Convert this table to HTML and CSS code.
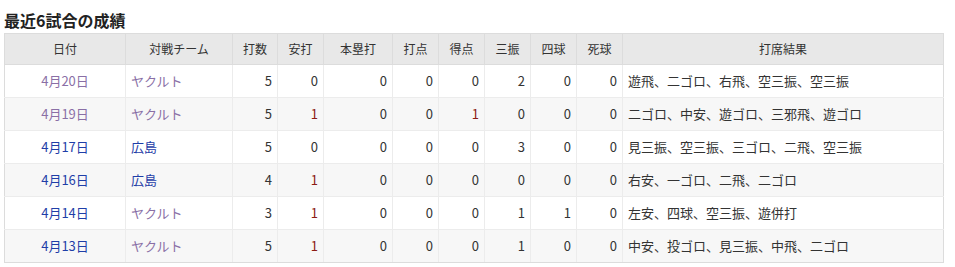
FILE: index.html
```html
<!DOCTYPE html>
<html lang="ja">
<head>
<meta charset="utf-8">
<link rel="stylesheet" href="styles.css">
</head>
<body>
<section class="recent">
  <h2 class="title">最近6試合の成績</h2>
  <table class="stats">
    <colgroup>
      <col class="c-date"><col class="c-team"><col class="c-n45"><col class="c-n46"><col class="c-hr">
      <col class="c-n46"><col class="c-n46"><col class="c-n46"><col class="c-n46"><col class="c-n46"><col class="c-res">
    </colgroup>
    <thead>
      <tr class="head"><th>日付</th><th>対戦チーム</th><th>打数</th><th>安打</th><th>本塁打</th><th>打点</th><th>得点</th><th>三振</th><th>四球</th><th>死球</th><th>打席結果</th></tr>
    </thead>
    <tbody>
      <tr><td class="date"><a class="visited" href="#">4月20日</a></td><td class="team"><a class="visited" href="#">ヤクルト</a></td><td class="num">5</td><td class="num">0</td><td class="num">0</td><td class="num">0</td><td class="num">0</td><td class="num">2</td><td class="num">0</td><td class="num">0</td><td class="res">遊飛、二ゴロ、右飛、空三振、空三振</td></tr>
      <tr><td class="date"><a class="visited" href="#">4月19日</a></td><td class="team"><a class="visited" href="#">ヤクルト</a></td><td class="num">5</td><td class="num hit">1</td><td class="num">0</td><td class="num">0</td><td class="num hit">1</td><td class="num">0</td><td class="num">0</td><td class="num">0</td><td class="res">二ゴロ、中安、遊ゴロ、三邪飛、遊ゴロ</td></tr>
      <tr><td class="date"><a href="#">4月17日</a></td><td class="team"><a href="#">広島</a></td><td class="num">5</td><td class="num">0</td><td class="num">0</td><td class="num">0</td><td class="num">0</td><td class="num">3</td><td class="num">0</td><td class="num">0</td><td class="res">見三振、空三振、三ゴロ、二飛、空三振</td></tr>
      <tr><td class="date"><a href="#">4月16日</a></td><td class="team"><a href="#">広島</a></td><td class="num">4</td><td class="num hit">1</td><td class="num">0</td><td class="num">0</td><td class="num">0</td><td class="num">0</td><td class="num">0</td><td class="num">0</td><td class="res">右安、一ゴロ、二飛、二ゴロ</td></tr>
      <tr><td class="date"><a href="#">4月14日</a></td><td class="team"><a class="visited" href="#">ヤクルト</a></td><td class="num">3</td><td class="num hit">1</td><td class="num">0</td><td class="num">0</td><td class="num">0</td><td class="num">1</td><td class="num">1</td><td class="num">0</td><td class="res">左安、四球、空三振、遊併打</td></tr>
      <tr><td class="date"><a href="#">4月13日</a></td><td class="team"><a class="visited" href="#">ヤクルト</a></td><td class="num">5</td><td class="num hit">1</td><td class="num">0</td><td class="num">0</td><td class="num">0</td><td class="num">1</td><td class="num">0</td><td class="num">0</td><td class="res">中安、投ゴロ、見三振、中飛、二ゴロ</td></tr>
    </tbody>
  </table>
</section>
</body>
</html>
```
FILE: styles.css
```css
html, body {
  margin: 0;
  padding: 0;
  background: #fff;
}
body {
  font-family: "Noto Sans CJK JP", "Noto Sans", sans-serif;
  color: #333;
}
.recent {
  padding: 10px 0 0 4px;
}
.title {
  margin: 0 0 3px 0;
  font-size: 16px;
  line-height: 20px;
  font-weight: bold;
  color: #222;
}
.stats {
  border-collapse: collapse;
  table-layout: fixed;
  width: 940px;
  font-size: 13px;
  line-height: 18px;
  border: 1px solid #dcdcdc;
}
.c-date { width: 121px; }
.c-team { width: 107px; }
.c-n45 { width: 45px; }
.c-n46 { width: 46px; }
.c-hr { width: 69px; }
.c-res { width: 321px; }
.stats tr.head { height: 31px; }
.stats tbody tr { height: 33px; }
.stats th {
  background: #e8e8e8;
  font-weight: normal;
  font-size: 12px;
  padding: 0;
  text-align: center;
  border: 1px solid #dcdcdc;
}
.stats td {
  padding: 0 5px;
  border: 1px solid #ececec;
  vertical-align: middle;
  white-space: nowrap;
}
.stats tbody tr:nth-child(even) td {
  background: #f7f7f7;
}
.stats tbody tr:last-child td {
  border-bottom: 1px solid #dcdcdc;
}
.stats td:first-child { border-left: 1px solid #dcdcdc; }
.stats td:last-child { border-right: 1px solid #dcdcdc; }
.date { text-align: center; }
.team { text-align: left; }
.num { text-align: right; }
.res { text-align: left; padding-left: 4px; }
.hit { color: #8c1c13; }
a {
  text-decoration: none;
  color: #1f3ea8;
}
a.visited {
  color: #8a6fa6;
}
```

........

* [Directions] Retype the whole listing exactly and leave the pictures out.

* [Answer to the problem]
Convert this table to HTML and CSS code.
FILE: index.html
```html
<!DOCTYPE html>
<html lang="ja">
<head>
<meta charset="utf-8">
<link rel="stylesheet" href="styles.css">
</head>
<body>
<section class="recent">
  <h2 class="title">最近6試合の成績</h2>
  <table class="stats">
    <colgroup>
      <col class="c-date"><col class="c-team"><col class="c-n45"><col class="c-n46"><col class="c-hr">
      <col class="c-n46"><col class="c-n46"><col class="c-n46"><col class="c-n46"><col class="c-n46"><col class="c-res">
    </colgroup>
    <thead>
      <tr class="head"><th>日付</th><th>対戦チーム</th><th>打数</th><th>安打</th><th>本塁打</th><th>打点</th><th>得点</th><th>三振</th><th>四球</th><th>死球</th><th>打席結果</th></tr>
    </thead>
    <tbody>
      <tr><td class="date"><a class="visited" href="#">4月20日</a></td><td class="team"><a class="visited" href="#">ヤクルト</a></td><td class="num">5</td><td class="num">0</td><td class="num">0</td><td class="num">0</td><td class="num">0</td><td class="num">2</td><td class="num">0</td><td class="num">0</td><td class="res">遊飛、二ゴロ、右飛、空三振、空三振</td></tr>
      <tr><td class="date"><a class="visited" href="#">4月19日</a></td><td class="team"><a class="visited" href="#">ヤクルト</a></td><td class="num">5</td><td class="num hit">1</td><td class="num">0</td><td class="num">0</td><td class="num hit">1</td><td class="num">0</td><td class="num">0</td><td class="num">0</td><td class="res">二ゴロ、中安、遊ゴロ、三邪飛、遊ゴロ</td></tr>
      <tr><td class="date"><a href="#">4月17日</a></td><td class="team"><a href="#">広島</a></td><td class="num">5</td><td class="num">0</td><td class="num">0</td><td class="num">0</td><td class="num">0</td><td class="num">3</td><td class="num">0</td><td class="num">0</td><td class="res">見三振、空三振、三ゴロ、二飛、空三振</td></tr>
      <tr><td class="date"><a href="#">4月16日</a></td><td class="team"><a href="#">広島</a></td><td class="num">4</td><td class="num hit">1</td><td class="num">0</td><td class="num">0</td><td class="num">0</td><td class="num">0</td><td class="num">0</td><td class="num">0</td><td class="res">右安、一ゴロ、二飛、二ゴロ</td></tr>
      <tr><td class="date"><a href="#">4月14日</a></td><td class="team"><a class="visited" href="#">ヤクルト</a></td><td class="num">3</td><td class="num hit">1</td><td class="num">0</td><td class="num">0</td><td class="num">0</td><td class="num">1</td><td class="num">1</td><td class="num">0</td><td class="res">左安、四球、空三振、遊併打</td></tr>
      <tr><td class="date"><a href="#">4月13日</a></td><td class="team"><a class="visited" href="#">ヤクルト</a></td><td class="num">5</td><td class="num hit">1</td><td class="num">0</td><td class="num">0</td><td class="num">0</td><td class="num">1</td><td class="num">0</td><td class="num">0</td><td class="res">中安、投ゴロ、見三振、中飛、二ゴロ</td></tr>
    </tbody>
  </table>
</section>
</body>
</html>
```
FILE: styles.css
```css
html, body {
  margin: 0;
  padding: 0;
  background: #fff;
}
body {
  font-family: "Noto Sans CJK JP", "Noto Sans", sans-serif;
  color: #333;
}
.recent {
  padding: 10px 0 0 4px;
}
.title {
  margin: 0 0 3px 0;
  font-size: 16px;
  line-height: 20px;
  font-weight: bold;
  color: #222;
}
.stats {
  border-collapse: collapse;
  table-layout: fixed;
  width: 940px;
  font-size: 13px;
  line-height: 18px;
  border: 1px solid #dcdcdc;
}
.c-date { width: 121px; }
.c-team { width: 107px; }
.c-n45 { width: 45px; }
.c-n46 { width: 46px; }
.c-hr { width: 69px; }
.c-res { width: 321px; }
.stats tr.head { height: 31px; }
.stats tbody tr { height: 33px; }
.stats th {
  background: #e8e8e8;
  font-weight: normal;
  font-size: 12px;
  padding: 0;
  text-align: center;
  border: 1px solid #dcdcdc;
}
.stats td {
  padding: 0 5px;
  border: 1px solid #ececec;
  vertical-align: middle;
  white-space: nowrap;
}
.stats tbody tr:nth-child(even) td {
  background: #f7f7f7;
}
.stats tbody tr:last-child td {
  border-bottom: 1px solid #dcdcdc;
}
.stats td:first-child { border-left: 1px solid #dcdcdc; }
.stats td:last-child { border-right: 1px solid #dcdcdc; }
.date { text-align: center; }
.team { text-align: left; }
.num { text-align: right; }
.res { text-align: left; padding-left: 4px; }
.hit { color: #8c1c13; }
a {
  text-decoration: none;
  color: #1f3ea8;
}
a.visited {
  color: #8a6fa6;
}
```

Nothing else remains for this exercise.